Road Trip 2018: Chronicles of a Military Surplus Tent Adventure Day 4

Road Trip DISASTER 2018: Brownie's Bean Blossom Family Restaurant

June 18, 2018

As a bit of backstory, nearly 26 years ago my wife and I had actually honeymooned in Brown County Indiana. We had not made it a military surplus tent adventure however. And though we had made every effort to this time, we hadn't made this one a military surplus tent adventure either.

We survived the stay at the ratty motor inn, (we left very early after only a few hours sleep), and then we went out on the search for sustenance.

This was a strange discovery... nothing in Brown County opens until 9:00 in the morning! I don't know if this is a county directive or Nashville City ordinance, but we could not find a restaurant open anywhere. So, I got online and found a few Yelps about a restaurant in a neighboring county called Brownie's Bean Blossom Family Restaurant. I have to admit that the name threw me off a bit because it sounded like a place for hippies to me. My wife pointed out that it was located in "Bean Blossom" Indiana, and then I was alright with it.

I'm glad I changed my mind, because Brownie's was one of the restaurants that used to be around when I was a kid but which has been disappearing over the past few decades.

Typically referred to as a "diner", this style of family owned restaurant has "specials" , usually listed on a blackboard or a dry-erase board. The drinks are bottomless and the coffee is brewed in the common area where guests can get their own if the waitress doesn't come around enough to suit them. Old men come in with their wives just to learn the news and discuss local philosophy. Strangers and tourists are included in the group conversation and new contacts are made.

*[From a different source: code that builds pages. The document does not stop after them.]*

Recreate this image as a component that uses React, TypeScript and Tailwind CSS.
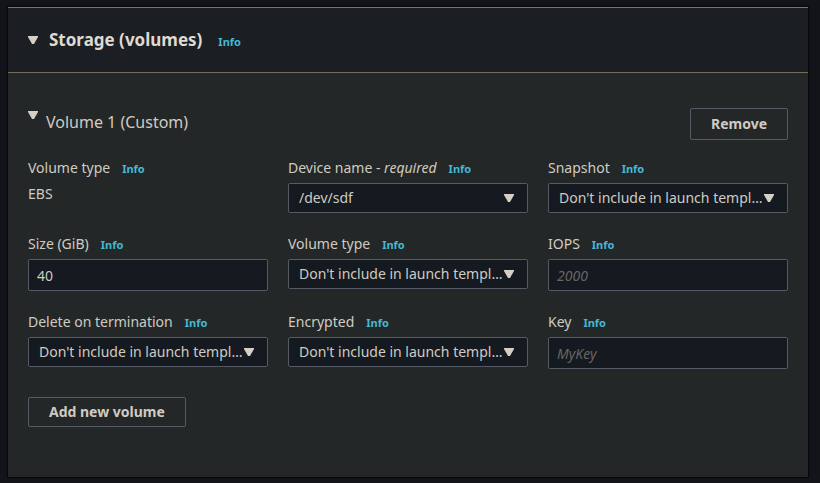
import { useId, type ReactNode } from "react";

function Caret({ className = "" }: { className?: string }) {
  return (
    <svg
      className={`h-2 w-2.5 shrink-0 fill-[#d5cfc5] ${className}`}
      viewBox="0 0 10 8"
      aria-hidden="true"
    >
      <path d="M0 0h10v1L6 8H4L0 1z" />
    </svg>
  );
}

function InfoLink() {
  return (
    <a href="#info" className="text-[11px] font-bold text-[#44b9d6] hover:underline">
      Info
    </a>
  );
}

function Field({ label, id, children }: { label: ReactNode; id?: string; children: ReactNode }) {
  return (
    <div className="min-w-0">
      <div className="mb-1 flex h-[22px] items-baseline gap-3 leading-[22px]">
        {id ? <label htmlFor={id}>{label}</label> : <span>{label}</span>}
        <InfoLink />
      </div>
      {children}
    </div>
  );
}

function SelectField({ label, value }: { label: ReactNode; value: string }) {
  const id = useId();
  return (
    <Field label={label} id={id}>
      <div className="relative">
        <select
          id={id}
          defaultValue={value}
          className="block h-[30px] w-full appearance-none truncate rounded-xs border border-[#545b64] bg-[#151920] pr-6 pl-2.5"
        >
          <option value={value}>{value}</option>
        </select>
        <Caret className="pointer-events-none absolute top-[11px] right-3.5" />
      </div>
    </Field>
  );
}

function TextField({ label, ...input }: { label: string; defaultValue?: string; placeholder?: string }) {
  const id = useId();
  return (
    <Field label={label} id={id}>
      <input
        id={id}
        type="text"
        className="block h-8 w-full rounded-xs border border-[#545b64] bg-[#151920] px-2 placeholder:text-[#666665] placeholder:italic"
        {...input}
      />
    </Field>
  );
}

const SKIP = "Don't include in launch template";

export default function App() {
  return (
    <main className="min-h-screen bg-[#13131a] pt-[7px] pr-3 pb-1.5 pl-2 font-['Noto_Sans',sans-serif] text-sm text-[#d0cbc2]">
      <section className="border-t border-[#7c766c] bg-[#232727] shadow-[0_0_1px_1px_#07080b]">
        <header className="flex h-[65px] items-center border-b border-[#766b5d] bg-[#1b1e22] px-5">
          <button type="button" aria-label="Toggle storage" className="mr-[11px]">
            <Caret />
          </button>
          <div className="flex items-baseline gap-4">
            <h2 className="text-[17px] font-bold text-[#dfdad1]">Storage (volumes)</h2>
            <InfoLink />
          </div>
        </header>

        <div className="px-5 pt-[35px] pb-[50px]">
          <div className="mb-[17px] flex items-start justify-between">
            <button type="button" className="flex items-start gap-2 text-base leading-7">
              <Caret className="mt-[3px]" />
              Volume 1 (Custom)
            </button>
            <button type="button" className="h-8 rounded-xs border border-[#545b64] px-5 font-bold">
              Remove
            </button>
          </div>

          <div className="grid grid-cols-3 gap-5">
            <Field label="Volume type">
              <p className="leading-[22px]">EBS</p>
            </Field>
            <SelectField label={<>Device name - <i>required</i></>} value="/dev/sdf" />
            <SelectField label="Snapshot" value={SKIP} />
            <TextField label="Size (GiB)" defaultValue="40" />
            <SelectField label="Volume type" value={SKIP} />
            <TextField label="IOPS" placeholder="2000" />
            <SelectField label="Delete on termination" value={SKIP} />
            <SelectField label="Encrypted" value={SKIP} />
            <TextField label="Key" placeholder="MyKey" />
          </div>

          <button type="button" className="mt-7 h-[30px] rounded-xs border border-[#545b64] px-5 font-bold">
            Add new volume
          </button>
        </div>
      </section>
    </main>
  );
}
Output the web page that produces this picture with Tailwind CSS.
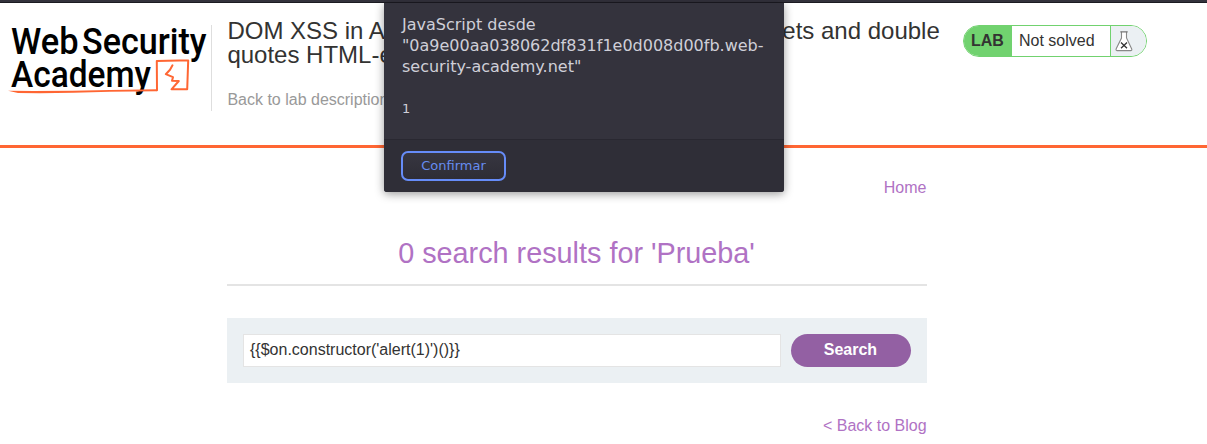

I got into a discussion with an ancient sheriff deputy from the northern part of the state who had once had to help clean up a mess that was created on a county backroad by some criminal gang that roamed back then. "Not Dillinger because he had been long dead", according to my source, but more than likely someone from the "State Line Mob" of the 1960's. The conversation drifted to the John Dillinger Museum that was a main attraction of "Little Nashville" when my wife and I had honeymooned there in 1992, and my informant then relayed to me a tale of mystery and woe that turned the coffee creamer a bit sour, and left the eggs and bacon I had just eaten sitting a bit heavy in my stomach.

It seems the proprietor of the John Dillinger exhibit, (a man I can remember "joshing with" back in 1992... I was a young sheriff deputy myself back then... in Ohio), it seems that this man was found murdered next to his mailbox, shot to death as he retrieved his mail. The wife was a suspect my informant told me with a meaty wink, but she had a rock solid alibi... she was in bed with her lover at the time of the murder.

And so, with this murder mystery fresh in my mind, we set out yet again, this time towards Jack's Camera Shop in Muncie, Indiana to see if we can find any deals on 2nd hand camera gear.